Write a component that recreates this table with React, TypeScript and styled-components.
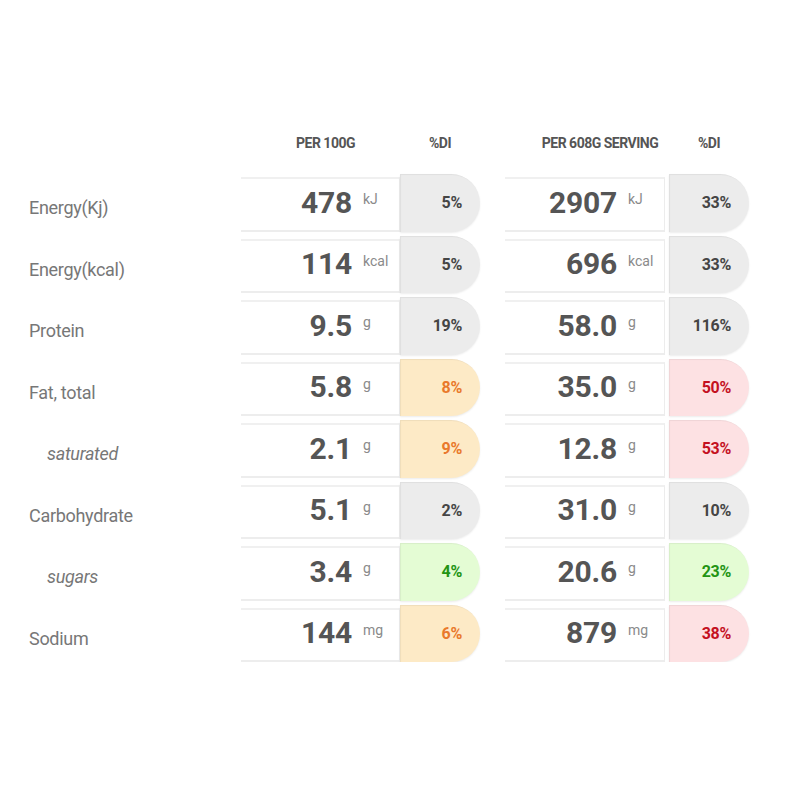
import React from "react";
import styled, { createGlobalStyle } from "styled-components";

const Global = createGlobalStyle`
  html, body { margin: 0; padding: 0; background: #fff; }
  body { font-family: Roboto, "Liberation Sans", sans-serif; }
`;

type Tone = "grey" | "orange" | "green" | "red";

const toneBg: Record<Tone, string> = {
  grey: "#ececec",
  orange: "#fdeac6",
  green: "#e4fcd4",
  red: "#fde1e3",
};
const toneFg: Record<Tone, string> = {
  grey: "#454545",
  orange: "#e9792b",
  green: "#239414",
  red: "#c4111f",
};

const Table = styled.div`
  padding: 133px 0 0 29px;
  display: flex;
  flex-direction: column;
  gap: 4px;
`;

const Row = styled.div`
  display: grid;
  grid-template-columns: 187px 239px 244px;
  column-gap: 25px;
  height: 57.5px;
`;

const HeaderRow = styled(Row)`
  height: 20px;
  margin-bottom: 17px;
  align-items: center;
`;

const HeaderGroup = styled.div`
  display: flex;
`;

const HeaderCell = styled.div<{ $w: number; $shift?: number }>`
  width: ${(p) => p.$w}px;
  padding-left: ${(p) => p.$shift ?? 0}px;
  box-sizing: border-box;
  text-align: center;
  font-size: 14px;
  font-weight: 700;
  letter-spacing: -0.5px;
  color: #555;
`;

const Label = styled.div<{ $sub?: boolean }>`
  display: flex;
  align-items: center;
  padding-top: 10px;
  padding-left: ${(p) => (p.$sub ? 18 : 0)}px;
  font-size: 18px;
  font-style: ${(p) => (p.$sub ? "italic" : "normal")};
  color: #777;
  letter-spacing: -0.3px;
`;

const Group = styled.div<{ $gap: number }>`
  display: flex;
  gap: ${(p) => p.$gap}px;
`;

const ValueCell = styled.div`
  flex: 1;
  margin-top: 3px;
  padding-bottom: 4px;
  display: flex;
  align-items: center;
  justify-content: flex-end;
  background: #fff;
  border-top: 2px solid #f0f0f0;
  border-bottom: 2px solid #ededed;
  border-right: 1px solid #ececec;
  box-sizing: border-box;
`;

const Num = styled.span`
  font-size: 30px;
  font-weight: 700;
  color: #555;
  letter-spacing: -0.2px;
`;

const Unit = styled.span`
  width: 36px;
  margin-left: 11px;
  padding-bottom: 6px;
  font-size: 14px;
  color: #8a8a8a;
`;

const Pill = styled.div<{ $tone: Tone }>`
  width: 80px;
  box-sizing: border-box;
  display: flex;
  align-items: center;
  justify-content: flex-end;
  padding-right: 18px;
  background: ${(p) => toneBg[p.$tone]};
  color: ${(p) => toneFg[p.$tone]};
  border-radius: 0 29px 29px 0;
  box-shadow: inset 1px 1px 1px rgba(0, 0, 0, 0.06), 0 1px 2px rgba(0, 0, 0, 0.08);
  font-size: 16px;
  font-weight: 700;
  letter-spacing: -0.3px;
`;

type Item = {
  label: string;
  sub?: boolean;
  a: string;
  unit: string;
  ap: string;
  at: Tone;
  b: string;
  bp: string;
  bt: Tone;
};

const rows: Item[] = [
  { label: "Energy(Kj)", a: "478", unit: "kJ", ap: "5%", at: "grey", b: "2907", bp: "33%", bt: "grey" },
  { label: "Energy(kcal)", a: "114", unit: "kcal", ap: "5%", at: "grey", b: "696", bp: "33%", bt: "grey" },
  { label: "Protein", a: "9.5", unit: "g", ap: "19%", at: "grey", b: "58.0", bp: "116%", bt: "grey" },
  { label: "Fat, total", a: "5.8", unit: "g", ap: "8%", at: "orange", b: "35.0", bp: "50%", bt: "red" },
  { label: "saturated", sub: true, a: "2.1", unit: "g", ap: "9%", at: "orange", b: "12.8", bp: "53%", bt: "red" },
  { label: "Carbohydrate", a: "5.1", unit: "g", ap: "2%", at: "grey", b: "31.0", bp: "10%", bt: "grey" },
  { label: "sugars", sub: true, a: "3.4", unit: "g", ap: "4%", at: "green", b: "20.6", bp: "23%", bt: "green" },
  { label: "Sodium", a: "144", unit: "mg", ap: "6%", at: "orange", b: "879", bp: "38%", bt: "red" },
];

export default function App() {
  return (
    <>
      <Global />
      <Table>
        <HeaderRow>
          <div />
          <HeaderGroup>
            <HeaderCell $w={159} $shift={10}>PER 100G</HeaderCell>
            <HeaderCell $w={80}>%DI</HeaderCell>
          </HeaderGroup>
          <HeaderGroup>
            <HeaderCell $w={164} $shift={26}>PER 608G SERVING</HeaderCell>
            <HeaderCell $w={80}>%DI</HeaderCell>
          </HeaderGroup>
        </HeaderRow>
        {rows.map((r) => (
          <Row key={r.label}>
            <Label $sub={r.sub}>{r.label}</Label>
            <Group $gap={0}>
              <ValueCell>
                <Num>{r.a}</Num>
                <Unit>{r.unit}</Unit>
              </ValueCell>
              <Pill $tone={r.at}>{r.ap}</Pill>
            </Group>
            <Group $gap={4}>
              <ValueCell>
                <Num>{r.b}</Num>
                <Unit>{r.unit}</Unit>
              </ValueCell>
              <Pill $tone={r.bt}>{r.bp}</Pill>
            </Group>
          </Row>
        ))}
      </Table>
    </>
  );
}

_WORK TO DO_
Copy each line exactly, and leave the pictures out of your copy.

_RIGHT ANSWER_
Write a component that recreates this table with React, TypeScript and styled-components.
import React from "react";
import styled, { createGlobalStyle } from "styled-components";

const Global = createGlobalStyle`
  html, body { margin: 0; padding: 0; background: #fff; }
  body { font-family: Roboto, "Liberation Sans", sans-serif; }
`;

type Tone = "grey" | "orange" | "green" | "red";

const toneBg: Record<Tone, string> = {
  grey: "#ececec",
  orange: "#fdeac6",
  green: "#e4fcd4",
  red: "#fde1e3",
};
const toneFg: Record<Tone, string> = {
  grey: "#454545",
  orange: "#e9792b",
  green: "#239414",
  red: "#c4111f",
};

const Table = styled.div`
  padding: 133px 0 0 29px;
  display: flex;
  flex-direction: column;
  gap: 4px;
`;

const Row = styled.div`
  display: grid;
  grid-template-columns: 187px 239px 244px;
  column-gap: 25px;
  height: 57.5px;
`;

const HeaderRow = styled(Row)`
  height: 20px;
  margin-bottom: 17px;
  align-items: center;
`;

const HeaderGroup = styled.div`
  display: flex;
`;

const HeaderCell = styled.div<{ $w: number; $shift?: number }>`
  width: ${(p) => p.$w}px;
  padding-left: ${(p) => p.$shift ?? 0}px;
  box-sizing: border-box;
  text-align: center;
  font-size: 14px;
  font-weight: 700;
  letter-spacing: -0.5px;
  color: #555;
`;

const Label = styled.div<{ $sub?: boolean }>`
  display: flex;
  align-items: center;
  padding-top: 10px;
  padding-left: ${(p) => (p.$sub ? 18 : 0)}px;
  font-size: 18px;
  font-style: ${(p) => (p.$sub ? "italic" : "normal")};
  color: #777;
  letter-spacing: -0.3px;
`;

const Group = styled.div<{ $gap: number }>`
  display: flex;
  gap: ${(p) => p.$gap}px;
`;

const ValueCell = styled.div`
  flex: 1;
  margin-top: 3px;
  padding-bottom: 4px;
  display: flex;
  align-items: center;
  justify-content: flex-end;
  background: #fff;
  border-top: 2px solid #f0f0f0;
  border-bottom: 2px solid #ededed;
  border-right: 1px solid #ececec;
  box-sizing: border-box;
`;

const Num = styled.span`
  font-size: 30px;
  font-weight: 700;
  color: #555;
  letter-spacing: -0.2px;
`;

const Unit = styled.span`
  width: 36px;
  margin-left: 11px;
  padding-bottom: 6px;
  font-size: 14px;
  color: #8a8a8a;
`;

const Pill = styled.div<{ $tone: Tone }>`
  width: 80px;
  box-sizing: border-box;
  display: flex;
  align-items: center;
  justify-content: flex-end;
  padding-right: 18px;
  background: ${(p) => toneBg[p.$tone]};
  color: ${(p) => toneFg[p.$tone]};
  border-radius: 0 29px 29px 0;
  box-shadow: inset 1px 1px 1px rgba(0, 0, 0, 0.06), 0 1px 2px rgba(0, 0, 0, 0.08);
  font-size: 16px;
  font-weight: 700;
  letter-spacing: -0.3px;
`;

type Item = {
  label: string;
  sub?: boolean;
  a: string;
  unit: string;
  ap: string;
  at: Tone;
  b: string;
  bp: string;
  bt: Tone;
};

const rows: Item[] = [
  { label: "Energy(Kj)", a: "478", unit: "kJ", ap: "5%", at: "grey", b: "2907", bp: "33%", bt: "grey" },
  { label: "Energy(kcal)", a: "114", unit: "kcal", ap: "5%", at: "grey", b: "696", bp: "33%", bt: "grey" },
  { label: "Protein", a: "9.5", unit: "g", ap: "19%", at: "grey", b: "58.0", bp: "116%", bt: "grey" },
  { label: "Fat, total", a: "5.8", unit: "g", ap: "8%", at: "orange", b: "35.0", bp: "50%", bt: "red" },
  { label: "saturated", sub: true, a: "2.1", unit: "g", ap: "9%", at: "orange", b: "12.8", bp: "53%", bt: "red" },
  { label: "Carbohydrate", a: "5.1", unit: "g", ap: "2%", at: "grey", b: "31.0", bp: "10%", bt: "grey" },
  { label: "sugars", sub: true, a: "3.4", unit: "g", ap: "4%", at: "green", b: "20.6", bp: "23%", bt: "green" },
  { label: "Sodium", a: "144", unit: "mg", ap: "6%", at: "orange", b: "879", bp: "38%", bt: "red" },
];

export default function App() {
  return (
    <>
      <Global />
      <Table>
        <HeaderRow>
          <div />
          <HeaderGroup>
            <HeaderCell $w={159} $shift={10}>PER 100G</HeaderCell>
            <HeaderCell $w={80}>%DI</HeaderCell>
          </HeaderGroup>
          <HeaderGroup>
            <HeaderCell $w={164} $shift={26}>PER 608G SERVING</HeaderCell>
            <HeaderCell $w={80}>%DI</HeaderCell>
          </HeaderGroup>
        </HeaderRow>
        {rows.map((r) => (
          <Row key={r.label}>
            <Label $sub={r.sub}>{r.label}</Label>
            <Group $gap={0}>
              <ValueCell>
                <Num>{r.a}</Num>
                <Unit>{r.unit}</Unit>
              </ValueCell>
              <Pill $tone={r.at}>{r.ap}</Pill>
            </Group>
            <Group $gap={4}>
              <ValueCell>
                <Num>{r.b}</Num>
                <Unit>{r.unit}</Unit>
              </ValueCell>
              <Pill $tone={r.bt}>{r.bp}</Pill>
            </Group>
          </Row>
        ))}
      </Table>
    </>
  );
}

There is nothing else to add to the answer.